I went ahead and posted a photo Dee sent me showing the corner braces/repairs on one of their hives. See it here: http://www.enteract.com/~bbirkey/corners.htm 

-Barry


----------



## sailingcat (Nov 4, 2000)

Hi Dee
Your Quote
(Well Mike, I make them myself. I go to the local hardware store and buy rolls of aluminum tin sheeting 4" wide and then cut it to length and bend the corner in a bending brake.) 

In the building trade, we use a product called corner strips. This is a metal strip eight or ten feet long, used to brace the outside corner of drywall installation. It is only about one dollar per strip. It comes at the 45 degree you use. All you have to do, is cut it to length with a tin snips. It also has the holes to drive screws.
This may save you some work.
Thank you, Forrest


----------



## Dee A. Lusby (Oct 4, 2000)

This is in reply to Sailingcat's post of 12-07-2000, 09:32 AM

Sailingcat wrote:

In the building trade, we use a product called corner strips. This is a metal strip eight or ten feet long, used to brace the outside corner of drywall installation. It is only about one dollar per strip. It comes at the 45 degree you use. All you have to do, is cut it to length with a tin snips. It also has the holes to drive screws.
This may save you some work.
Thank you, Forrest


Reply:

Tried using these, but the drywall corner strips were not wide enough to cover the dovetails, or at least the ones sold in our local area and the holes were not positioned properly for a super for nailing. 
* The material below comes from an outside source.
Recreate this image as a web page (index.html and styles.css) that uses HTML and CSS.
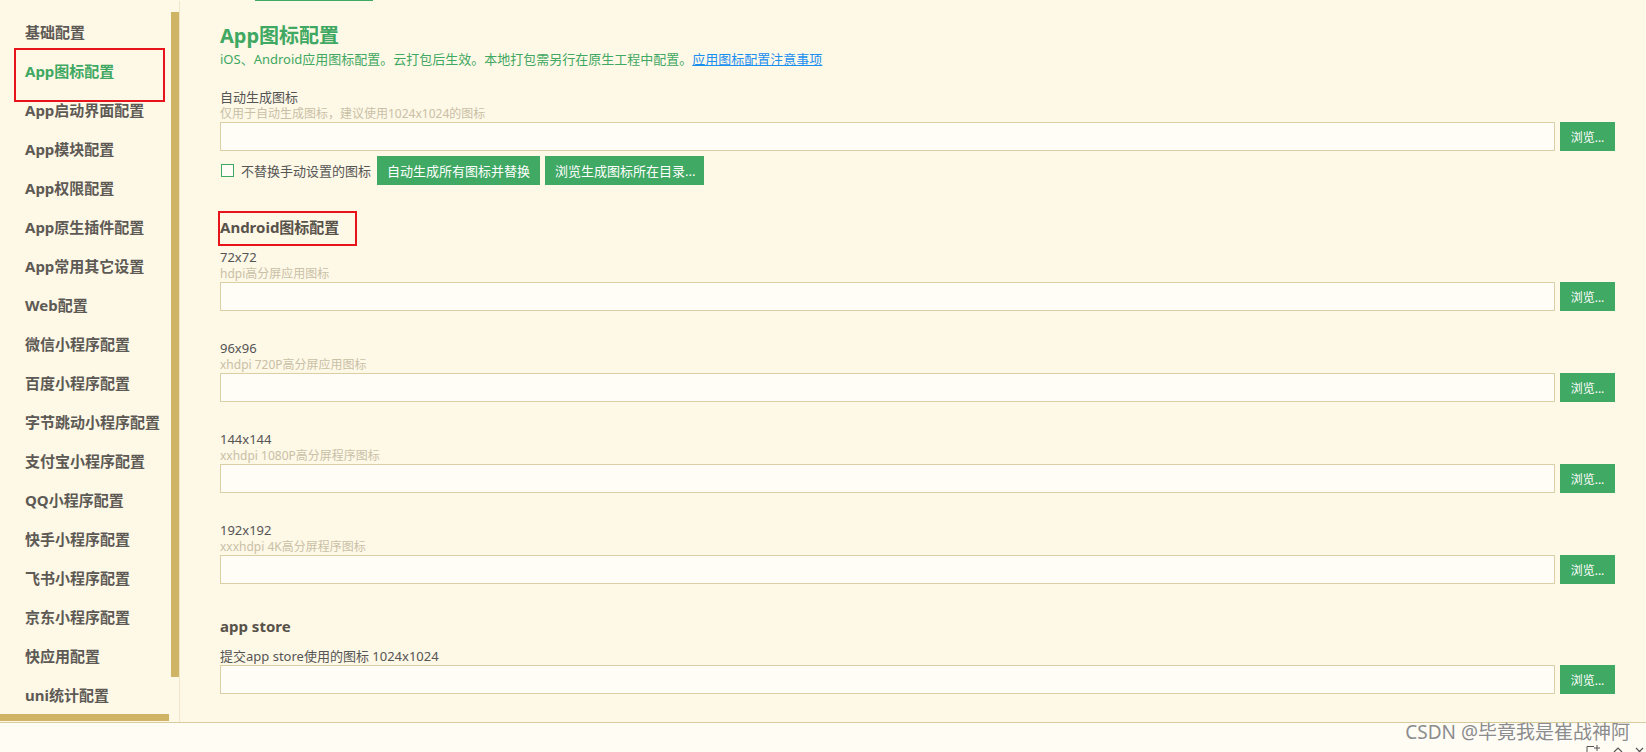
FILE: index.html
```html
<!DOCTYPE html>
<html lang="zh-CN">
<head>
<meta charset="utf-8">
<title>App图标配置</title>
<link rel="stylesheet" href="styles.css">
</head>
<body>
<div class="app">
  <div class="topline"></div>
  <div class="workspace">
    <aside class="sidebar">
      <div class="sidebar-top">
        <ul class="menu">
          <li>基础配置</li>
          <li class="active">App图标配置</li>
          <li>App启动界面配置</li>
          <li>App模块配置</li>
          <li>App权限配置</li>
          <li>App原生插件配置</li>
          <li>App常用其它设置</li>
          <li>Web配置</li>
          <li>微信小程序配置</li>
          <li>百度小程序配置</li>
          <li>字节跳动小程序配置</li>
          <li>支付宝小程序配置</li>
          <li>QQ小程序配置</li>
          <li>快手小程序配置</li>
          <li>飞书小程序配置</li>
          <li>京东小程序配置</li>
          <li>快应用配置</li>
          <li>uni统计配置</li>
        </ul>
        <div class="vscroll"><div class="vthumb"></div></div>
      </div>
      <div class="hscroll"></div>
    </aside>
    <main class="main">
      <h1 class="title">App图标配置</h1>
      <p class="desc">iOS、Android应用图标配置。云打包后生效。本地打包需另行在原生工程中配置。<a href="#" class="link">应用图标配置注意事项</a></p>

      <div class="field first">
        <div class="label">自动生成图标</div>
        <div class="hint">仅用于自动生成图标，建议使用1024x1024的图标</div>
        <div class="row"><div class="input"></div><button class="btn browse">浏览...</button></div>
      </div>
      <div class="checkrow">
        <span class="checkbox"></span>
        <span class="checklabel">不替换手动设置的图标</span>
        <button class="btn action a1">自动生成所有图标并替换</button>
        <button class="btn action a2">浏览生成图标所在目录...</button>
      </div>

      <div class="section"><h2 class="heading marked">Android图标配置</h2></div>

      <div class="field">
        <div class="label">72x72</div>
        <div class="hint">hdpi高分屏应用图标</div>
        <div class="row"><div class="input"></div><button class="btn browse">浏览...</button></div>
      </div>
      <div class="field">
        <div class="label">96x96</div>
        <div class="hint">xhdpi 720P高分屏应用图标</div>
        <div class="row"><div class="input"></div><button class="btn browse">浏览...</button></div>
      </div>
      <div class="field">
        <div class="label">144x144</div>
        <div class="hint">xxhdpi 1080P高分屏程序图标</div>
        <div class="row"><div class="input"></div><button class="btn browse">浏览...</button></div>
      </div>
      <div class="field">
        <div class="label">192x192</div>
        <div class="hint">xxxhdpi 4K高分屏程序图标</div>
        <div class="row"><div class="input"></div><button class="btn browse">浏览...</button></div>
      </div>

      <div class="section"><h2 class="heading">app store</h2></div>
      <div class="field tight">
        <div class="label">提交app store使用的图标 1024x1024</div>
        <div class="row"><div class="input"></div><button class="btn browse">浏览...</button></div>
      </div>
    </main>
  </div>
  <footer class="statusbar">
    <span class="watermark">CSDN @毕竟我是崔战神阿</span>
    <div class="winicons">
      <svg width="16" height="10" viewBox="0 0 16 10"><path d="M1 1.5 H8 M1 1.5 V10 M11 0 V6 M8 3 H14" stroke="#555" stroke-width="1" fill="none"/></svg>
      <svg width="12" height="10" viewBox="0 0 12 10"><path d="M2 7 L6 3 L10 7" stroke="#555" stroke-width="1.2" fill="none"/></svg>
      <svg width="12" height="10" viewBox="0 0 12 10"><path d="M2 3 L9 10 M9 3 L2 10" stroke="#555" stroke-width="1.2" fill="none"/></svg>
    </div>
  </footer>
</div>
</body>
</html>
```

FILE: styles.css
```css
* { box-sizing: border-box; }
html, body {
  margin: 0;
  padding: 0;
  height: 752px;
  overflow: hidden;
}
body {
  background: #fef8e6;
  font-family: "Noto Sans", "Noto Sans CJK SC", sans-serif;
  color: #555;
}
.app {
  display: flex;
  flex-direction: column;
  height: 752px;
}
.topline {
  height: 1px;
  width: 118px;
  margin-left: 255px;
  background: #3fa862;
  flex: none;
}
.workspace {
  display: flex;
  height: 722px;
  border-bottom: 1px solid #d8cba0;
  flex: none;
}
.sidebar {
  width: 179px;
  display: flex;
  flex-direction: column;
  flex: none;
}
.sidebar-top {
  flex: 1;
  display: flex;
  min-height: 0;
}
.menu {
  list-style: none;
  margin: 0;
  padding: 12px 0 0 0;
  width: 171px;
}
.menu li {
  height: 39px;
  line-height: 39px;
  padding-left: 25px;
  font-size: 15px;
  font-weight: bold;
  color: #5d5a55;
  white-space: nowrap;
}
.menu li.active {
  color: #3fa862;
  position: relative;
}
.menu li.active::after {
  content: "";
  position: absolute;
  left: 14px;
  top: -4px;
  width: 147px;
  height: 50px;
  border: 2px solid #e8141c;
}
.vscroll {
  width: 8px;
  padding-top: 11px;
}
.vthumb {
  height: 665px;
  background: #cfb466;
}
.hscroll {
  height: 7px;
  width: 169px;
  background: #cfb466;
  margin-bottom: 1px;
  flex: none;
}
.main {
  flex: 1;
  border-left: 1px solid #f0e6c8;
  padding: 22px 31px 0 40px;
  min-width: 0;
}
.title {
  margin: 0;
  font-size: 20px;
  line-height: 26px;
  font-weight: bold;
  color: #3fa862;
}
.desc {
  margin: 1px 0 0 0;
  font-size: 13px;
  line-height: 18px;
  color: #3fa862;
  white-space: nowrap;
}
.link {
  color: #1a8ff0;
  text-decoration: underline;
}
.field {
  margin-top: 28px;
}
.field.first {
  margin-top: 20px;
}
.section + .field {
  margin-top: 10px;
}
.label {
  font-size: 13px;
  line-height: 18px;
  color: #555;
  white-space: nowrap;
}
.hint {
  font-size: 12px;
  line-height: 16px;
  color: #c9c0a6;
  white-space: nowrap;
}
.row {
  display: flex;
  gap: 5px;
  height: 29px;
}
.input {
  flex: 1;
  height: 29px;
  border: 1px solid #dacfa5;
  background: #fffdf5;
}
.btn {
  border: 0;
  margin: 0;
  background: #40a964;
  color: #fff;
  font-family: "Noto Sans", "Noto Sans CJK SC", sans-serif;
  font-size: 13px;
  height: 29px;
  padding: 0;
  cursor: pointer;
  white-space: nowrap;
}
.browse {
  width: 55px;
  font-size: 12px;
}
.checkrow {
  display: flex;
  align-items: center;
  height: 29px;
  margin-top: 5px;
}
.checkbox {
  width: 13px;
  height: 13px;
  border: 1px solid #3fa862;
  margin-left: 1px;
  background: #fffdf5;
}
.checklabel {
  margin-left: 7px;
  font-size: 13px;
  color: #555;
}
.action {
  margin-left: 6px;
  padding: 0 10px;
}
.a1 { width: 163px; }
.a2 { width: 159px; margin-left: 5px; }
.section {
  margin-top: 31px;
}
.heading {
  display: inline-block;
  margin: 0;
  font-size: 15px;
  line-height: 20px;
  font-weight: bold;
  color: #57524a;
  position: relative;
}
.heading.marked::after {
  content: "";
  position: absolute;
  left: -2px;
  top: -6px;
  width: 135px;
  height: 31px;
  border: 2px solid #e8141c;
}
.statusbar {
  flex: 1;
  background: #fffcf3;
  position: relative;
}
.watermark {
  position: absolute;
  right: 16px;
  top: -3px;
  font-size: 19px;
  line-height: 24px;
  color: #8c8c8c;
  text-shadow: 1px 1px 0 #fff;
  white-space: nowrap;
  font-family: "Noto Sans", "Noto Sans CJK SC", sans-serif;
}
.winicons {
  position: absolute;
  top: 22px;
  right: 0;
  display: flex;
  gap: 10px;
  overflow: hidden;
  height: 7px;
}
```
Have used 2" galvanized corner flashing with good results though, but have found the rolls of 4" aluminum to be cheaper to use. Bought an inexpensive bender brake from Harbor Freight to bend the corners with, after cutting to length with aviation snips.

Thanks for your reply though.

Dee


----------



## Dee A. Lusby (Oct 4, 2000)

Hi figured I add my thoughts about using vasoline on woodenware,especially on surfaces inside the hive.

Now I do not want to be disrespectful to those using vasoline or petroleum jelly on wooden surfaces to keep honeybees from propolizing, but I do not find this a very healthful practice for beekeepers to do.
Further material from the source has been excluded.